Records
╔══

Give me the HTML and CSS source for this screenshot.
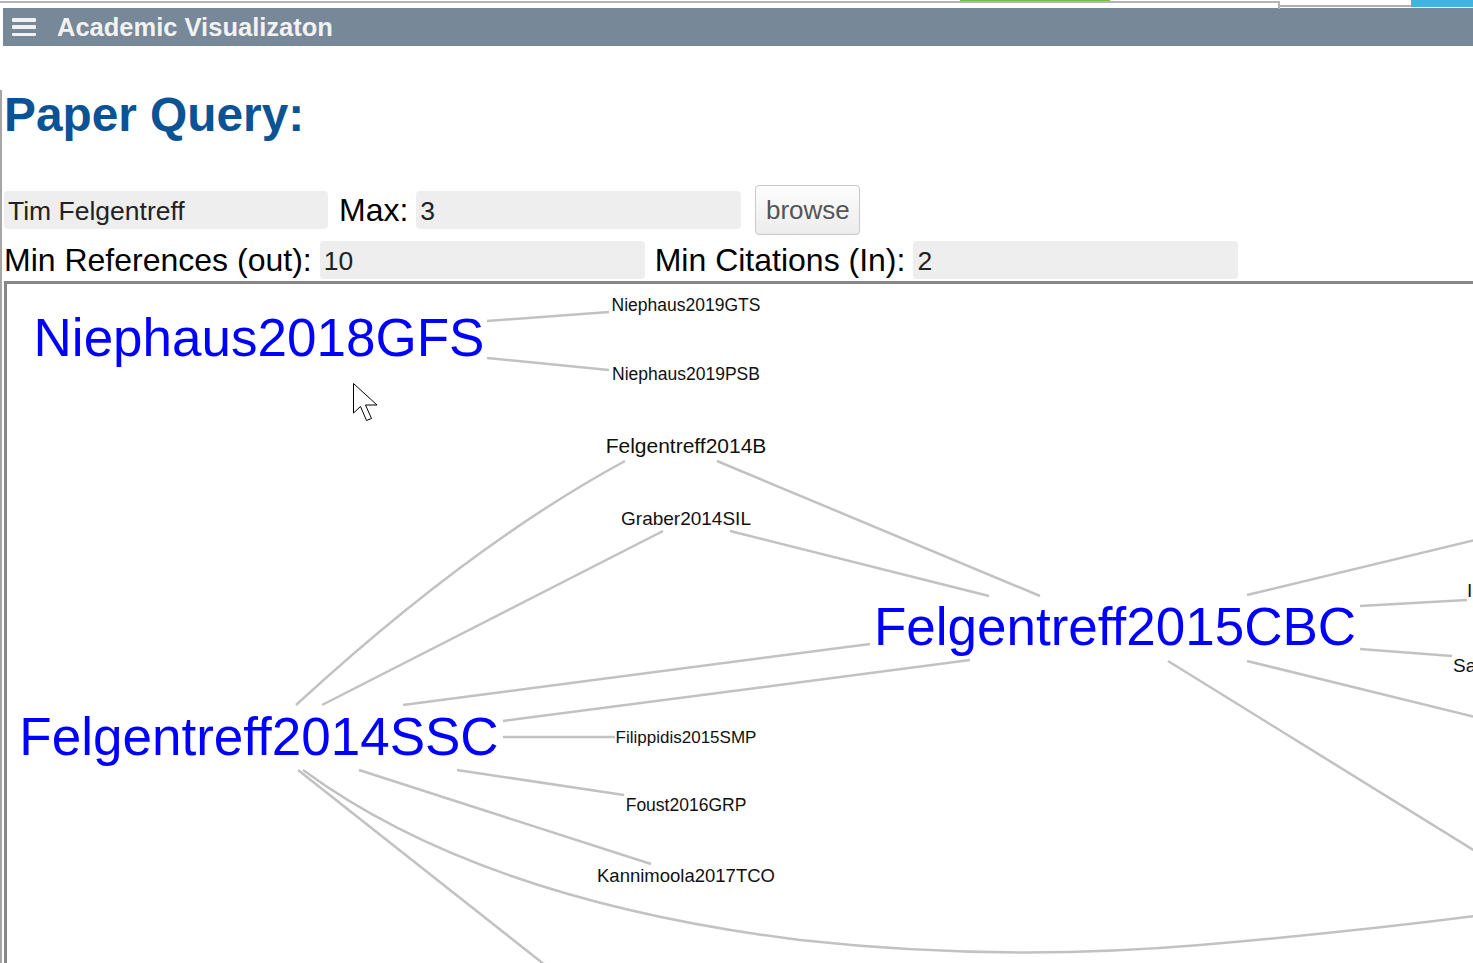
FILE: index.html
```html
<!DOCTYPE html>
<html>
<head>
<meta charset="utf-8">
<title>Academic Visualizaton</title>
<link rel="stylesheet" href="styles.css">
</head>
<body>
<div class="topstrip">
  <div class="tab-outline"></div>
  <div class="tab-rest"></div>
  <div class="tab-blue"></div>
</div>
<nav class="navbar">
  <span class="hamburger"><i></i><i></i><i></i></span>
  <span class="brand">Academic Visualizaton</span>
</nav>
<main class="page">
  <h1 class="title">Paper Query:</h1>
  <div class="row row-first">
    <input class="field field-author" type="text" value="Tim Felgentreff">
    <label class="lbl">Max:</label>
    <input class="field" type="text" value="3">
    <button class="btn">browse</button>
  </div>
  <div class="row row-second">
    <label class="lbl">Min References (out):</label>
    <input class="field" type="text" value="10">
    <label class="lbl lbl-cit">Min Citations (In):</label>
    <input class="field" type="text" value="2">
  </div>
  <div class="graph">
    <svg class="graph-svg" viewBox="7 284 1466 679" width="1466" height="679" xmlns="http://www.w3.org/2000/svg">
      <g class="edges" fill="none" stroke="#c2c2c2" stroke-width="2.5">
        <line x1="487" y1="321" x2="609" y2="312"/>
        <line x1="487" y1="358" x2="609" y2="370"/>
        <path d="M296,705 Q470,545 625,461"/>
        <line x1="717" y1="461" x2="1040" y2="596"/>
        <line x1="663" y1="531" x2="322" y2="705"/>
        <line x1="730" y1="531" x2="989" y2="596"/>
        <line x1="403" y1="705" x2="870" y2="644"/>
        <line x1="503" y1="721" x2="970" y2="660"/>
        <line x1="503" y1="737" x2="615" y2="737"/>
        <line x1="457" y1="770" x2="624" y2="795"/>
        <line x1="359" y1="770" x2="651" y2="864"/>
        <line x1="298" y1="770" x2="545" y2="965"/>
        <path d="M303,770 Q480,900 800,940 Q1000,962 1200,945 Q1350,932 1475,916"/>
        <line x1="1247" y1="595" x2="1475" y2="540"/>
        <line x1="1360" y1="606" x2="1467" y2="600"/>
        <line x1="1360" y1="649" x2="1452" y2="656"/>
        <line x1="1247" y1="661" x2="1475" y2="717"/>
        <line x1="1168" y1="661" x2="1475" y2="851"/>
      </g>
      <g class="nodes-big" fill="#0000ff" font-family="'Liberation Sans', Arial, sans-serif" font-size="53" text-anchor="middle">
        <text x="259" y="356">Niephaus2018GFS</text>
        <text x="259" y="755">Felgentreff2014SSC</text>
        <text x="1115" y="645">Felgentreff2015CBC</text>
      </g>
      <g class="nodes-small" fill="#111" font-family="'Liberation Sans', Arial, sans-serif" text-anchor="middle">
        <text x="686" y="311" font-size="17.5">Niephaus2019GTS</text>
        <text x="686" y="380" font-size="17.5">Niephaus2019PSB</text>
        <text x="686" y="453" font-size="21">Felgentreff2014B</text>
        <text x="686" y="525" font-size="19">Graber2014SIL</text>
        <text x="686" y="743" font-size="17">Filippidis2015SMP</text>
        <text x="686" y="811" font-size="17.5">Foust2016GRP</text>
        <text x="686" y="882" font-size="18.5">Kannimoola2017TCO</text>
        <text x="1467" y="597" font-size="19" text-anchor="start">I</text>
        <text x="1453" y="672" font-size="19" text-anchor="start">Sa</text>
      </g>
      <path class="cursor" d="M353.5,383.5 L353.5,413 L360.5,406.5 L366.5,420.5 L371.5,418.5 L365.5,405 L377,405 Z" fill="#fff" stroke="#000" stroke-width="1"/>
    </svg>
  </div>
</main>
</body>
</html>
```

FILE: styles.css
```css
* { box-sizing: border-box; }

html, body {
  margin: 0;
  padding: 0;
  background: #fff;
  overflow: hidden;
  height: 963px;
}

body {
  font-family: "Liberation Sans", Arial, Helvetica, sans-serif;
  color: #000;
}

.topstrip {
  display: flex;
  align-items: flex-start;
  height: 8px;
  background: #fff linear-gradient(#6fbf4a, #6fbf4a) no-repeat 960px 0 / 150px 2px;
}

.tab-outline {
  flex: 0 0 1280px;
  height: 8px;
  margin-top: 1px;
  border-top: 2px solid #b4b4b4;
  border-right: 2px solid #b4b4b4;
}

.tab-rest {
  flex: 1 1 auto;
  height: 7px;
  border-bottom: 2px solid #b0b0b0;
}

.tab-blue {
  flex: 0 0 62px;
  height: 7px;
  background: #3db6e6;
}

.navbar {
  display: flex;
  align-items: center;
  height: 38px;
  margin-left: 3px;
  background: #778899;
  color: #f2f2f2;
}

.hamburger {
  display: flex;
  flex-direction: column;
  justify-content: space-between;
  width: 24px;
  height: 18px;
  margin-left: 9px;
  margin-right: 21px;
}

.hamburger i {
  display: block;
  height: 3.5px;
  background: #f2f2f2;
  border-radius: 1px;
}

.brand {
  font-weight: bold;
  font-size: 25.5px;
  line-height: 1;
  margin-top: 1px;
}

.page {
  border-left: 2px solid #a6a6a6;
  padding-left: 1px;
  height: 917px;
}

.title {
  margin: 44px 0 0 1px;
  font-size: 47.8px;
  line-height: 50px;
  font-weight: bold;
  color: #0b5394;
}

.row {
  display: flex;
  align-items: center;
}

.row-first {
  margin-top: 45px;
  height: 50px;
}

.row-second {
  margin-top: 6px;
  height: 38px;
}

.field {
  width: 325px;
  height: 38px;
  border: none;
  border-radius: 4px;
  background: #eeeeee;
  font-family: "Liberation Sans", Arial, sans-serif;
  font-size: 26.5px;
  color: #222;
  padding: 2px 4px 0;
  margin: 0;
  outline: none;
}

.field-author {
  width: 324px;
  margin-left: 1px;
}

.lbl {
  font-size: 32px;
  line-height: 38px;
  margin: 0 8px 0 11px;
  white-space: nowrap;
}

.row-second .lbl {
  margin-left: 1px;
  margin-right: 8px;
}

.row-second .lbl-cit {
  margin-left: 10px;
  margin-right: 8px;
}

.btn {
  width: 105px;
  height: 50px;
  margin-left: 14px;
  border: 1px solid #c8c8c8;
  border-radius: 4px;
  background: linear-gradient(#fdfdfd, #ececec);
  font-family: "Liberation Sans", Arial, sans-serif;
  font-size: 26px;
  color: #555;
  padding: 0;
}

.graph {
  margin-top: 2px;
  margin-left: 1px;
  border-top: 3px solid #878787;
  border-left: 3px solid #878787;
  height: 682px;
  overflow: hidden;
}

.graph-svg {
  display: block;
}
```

╚══
╔══

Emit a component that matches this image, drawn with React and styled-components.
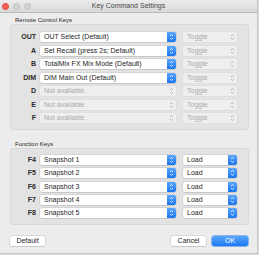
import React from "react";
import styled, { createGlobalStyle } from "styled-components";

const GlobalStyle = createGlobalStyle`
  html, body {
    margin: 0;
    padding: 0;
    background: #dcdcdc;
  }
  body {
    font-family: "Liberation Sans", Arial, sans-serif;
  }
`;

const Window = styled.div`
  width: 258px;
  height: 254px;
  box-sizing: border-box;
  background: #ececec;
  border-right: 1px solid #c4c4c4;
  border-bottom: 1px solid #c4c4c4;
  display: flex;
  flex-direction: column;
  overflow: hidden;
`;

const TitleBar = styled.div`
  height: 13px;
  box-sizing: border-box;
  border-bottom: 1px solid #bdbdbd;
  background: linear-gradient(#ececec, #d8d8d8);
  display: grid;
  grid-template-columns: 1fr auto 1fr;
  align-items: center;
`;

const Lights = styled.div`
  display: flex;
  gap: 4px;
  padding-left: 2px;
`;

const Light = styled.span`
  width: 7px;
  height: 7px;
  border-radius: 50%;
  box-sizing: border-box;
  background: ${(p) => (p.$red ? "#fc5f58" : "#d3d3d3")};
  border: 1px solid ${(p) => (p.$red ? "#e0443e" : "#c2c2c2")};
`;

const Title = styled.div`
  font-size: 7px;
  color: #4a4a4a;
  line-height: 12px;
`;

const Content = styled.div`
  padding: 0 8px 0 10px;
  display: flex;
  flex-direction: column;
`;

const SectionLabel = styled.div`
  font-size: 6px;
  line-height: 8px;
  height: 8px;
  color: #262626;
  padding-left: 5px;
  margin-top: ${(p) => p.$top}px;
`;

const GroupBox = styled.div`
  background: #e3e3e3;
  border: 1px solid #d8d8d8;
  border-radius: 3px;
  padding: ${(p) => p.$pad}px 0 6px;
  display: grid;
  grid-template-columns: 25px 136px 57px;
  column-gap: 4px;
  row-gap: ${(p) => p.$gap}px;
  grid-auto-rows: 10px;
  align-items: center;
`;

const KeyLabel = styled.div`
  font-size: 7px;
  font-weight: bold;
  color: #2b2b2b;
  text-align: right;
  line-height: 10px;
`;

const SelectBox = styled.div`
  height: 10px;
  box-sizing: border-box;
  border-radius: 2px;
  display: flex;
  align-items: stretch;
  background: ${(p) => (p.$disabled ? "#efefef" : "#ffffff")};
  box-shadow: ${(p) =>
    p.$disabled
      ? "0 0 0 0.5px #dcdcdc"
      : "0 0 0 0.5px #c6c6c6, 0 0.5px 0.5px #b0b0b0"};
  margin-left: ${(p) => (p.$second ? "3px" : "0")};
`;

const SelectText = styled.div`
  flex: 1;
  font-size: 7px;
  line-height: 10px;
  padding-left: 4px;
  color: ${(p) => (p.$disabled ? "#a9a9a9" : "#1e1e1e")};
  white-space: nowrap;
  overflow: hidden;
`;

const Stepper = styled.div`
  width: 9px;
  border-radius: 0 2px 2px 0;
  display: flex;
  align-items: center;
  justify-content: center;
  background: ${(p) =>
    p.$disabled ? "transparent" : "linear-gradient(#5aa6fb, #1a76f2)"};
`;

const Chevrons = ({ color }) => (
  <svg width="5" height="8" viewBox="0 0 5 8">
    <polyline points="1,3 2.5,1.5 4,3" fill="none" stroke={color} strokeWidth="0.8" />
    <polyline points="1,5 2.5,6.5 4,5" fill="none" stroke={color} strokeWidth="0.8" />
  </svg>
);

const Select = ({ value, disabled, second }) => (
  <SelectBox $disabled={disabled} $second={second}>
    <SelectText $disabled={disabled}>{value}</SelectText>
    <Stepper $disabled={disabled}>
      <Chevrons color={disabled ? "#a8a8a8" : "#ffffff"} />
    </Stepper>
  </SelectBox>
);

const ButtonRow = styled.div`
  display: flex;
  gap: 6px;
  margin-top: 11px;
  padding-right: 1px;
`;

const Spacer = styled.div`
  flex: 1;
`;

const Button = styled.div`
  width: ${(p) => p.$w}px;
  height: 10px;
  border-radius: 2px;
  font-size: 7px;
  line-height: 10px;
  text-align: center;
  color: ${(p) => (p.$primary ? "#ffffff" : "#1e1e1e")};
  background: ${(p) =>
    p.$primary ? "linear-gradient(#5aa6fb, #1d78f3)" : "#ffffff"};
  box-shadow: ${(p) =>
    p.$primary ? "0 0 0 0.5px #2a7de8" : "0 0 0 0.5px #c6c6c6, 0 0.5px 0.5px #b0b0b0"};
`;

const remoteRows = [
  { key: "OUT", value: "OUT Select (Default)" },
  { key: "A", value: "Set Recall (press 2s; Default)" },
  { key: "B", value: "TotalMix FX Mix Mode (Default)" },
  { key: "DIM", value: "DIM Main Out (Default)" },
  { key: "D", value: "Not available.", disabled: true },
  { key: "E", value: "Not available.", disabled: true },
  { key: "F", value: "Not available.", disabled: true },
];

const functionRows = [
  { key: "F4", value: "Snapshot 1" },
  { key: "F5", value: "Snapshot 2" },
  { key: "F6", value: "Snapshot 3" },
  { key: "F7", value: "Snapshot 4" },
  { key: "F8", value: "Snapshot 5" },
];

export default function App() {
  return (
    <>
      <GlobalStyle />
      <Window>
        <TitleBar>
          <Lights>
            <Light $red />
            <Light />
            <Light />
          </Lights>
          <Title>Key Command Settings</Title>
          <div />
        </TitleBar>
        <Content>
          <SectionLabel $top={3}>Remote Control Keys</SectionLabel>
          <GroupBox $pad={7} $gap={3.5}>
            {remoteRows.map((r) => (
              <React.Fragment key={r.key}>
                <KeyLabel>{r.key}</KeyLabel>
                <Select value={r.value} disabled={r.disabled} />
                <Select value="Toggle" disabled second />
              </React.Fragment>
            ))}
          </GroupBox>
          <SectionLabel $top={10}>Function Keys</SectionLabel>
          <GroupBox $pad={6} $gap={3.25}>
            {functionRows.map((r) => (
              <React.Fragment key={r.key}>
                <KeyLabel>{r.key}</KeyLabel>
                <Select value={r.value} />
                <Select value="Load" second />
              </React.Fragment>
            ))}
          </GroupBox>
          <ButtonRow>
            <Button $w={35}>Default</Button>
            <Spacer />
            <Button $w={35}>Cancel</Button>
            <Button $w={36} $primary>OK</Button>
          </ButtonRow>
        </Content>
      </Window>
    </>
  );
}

╚══
╔══

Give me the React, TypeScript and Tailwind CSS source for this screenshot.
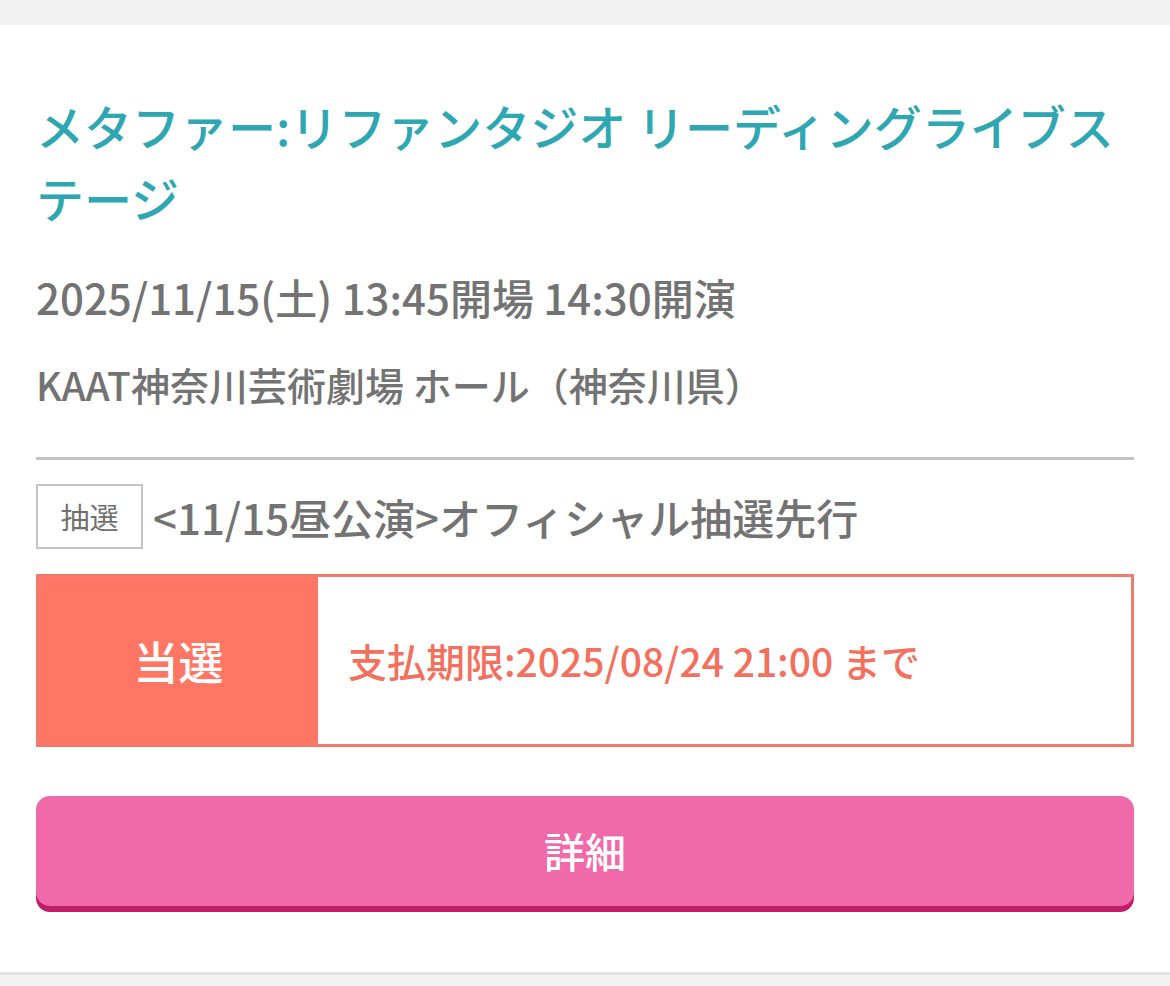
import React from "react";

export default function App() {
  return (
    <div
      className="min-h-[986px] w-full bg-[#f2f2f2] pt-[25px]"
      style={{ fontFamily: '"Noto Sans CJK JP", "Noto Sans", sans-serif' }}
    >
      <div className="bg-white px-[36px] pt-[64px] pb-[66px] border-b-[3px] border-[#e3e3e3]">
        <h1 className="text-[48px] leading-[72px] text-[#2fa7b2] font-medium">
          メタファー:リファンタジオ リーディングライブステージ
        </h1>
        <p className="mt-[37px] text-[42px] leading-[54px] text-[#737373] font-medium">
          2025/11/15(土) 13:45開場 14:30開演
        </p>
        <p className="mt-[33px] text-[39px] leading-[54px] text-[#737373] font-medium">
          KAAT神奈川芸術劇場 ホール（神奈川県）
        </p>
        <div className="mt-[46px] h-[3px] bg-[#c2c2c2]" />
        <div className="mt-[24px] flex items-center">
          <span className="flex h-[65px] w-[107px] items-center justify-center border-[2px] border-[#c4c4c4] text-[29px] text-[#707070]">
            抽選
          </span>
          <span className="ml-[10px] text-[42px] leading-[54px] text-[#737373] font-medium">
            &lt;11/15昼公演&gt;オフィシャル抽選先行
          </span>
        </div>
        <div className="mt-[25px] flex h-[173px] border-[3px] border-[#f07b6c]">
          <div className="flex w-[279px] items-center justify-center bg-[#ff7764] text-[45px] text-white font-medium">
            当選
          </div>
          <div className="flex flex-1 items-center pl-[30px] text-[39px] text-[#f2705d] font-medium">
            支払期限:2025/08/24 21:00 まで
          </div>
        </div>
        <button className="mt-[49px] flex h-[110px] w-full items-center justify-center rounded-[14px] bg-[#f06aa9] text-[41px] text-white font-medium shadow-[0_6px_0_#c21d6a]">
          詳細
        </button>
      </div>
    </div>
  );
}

╚══

**What the exercise asks**
Reproduce each line holding the word "components".

**Response below**
Emit a component that matches this image, drawn with React and styled-components.
import styled, { createGlobalStyle } from "styled-components";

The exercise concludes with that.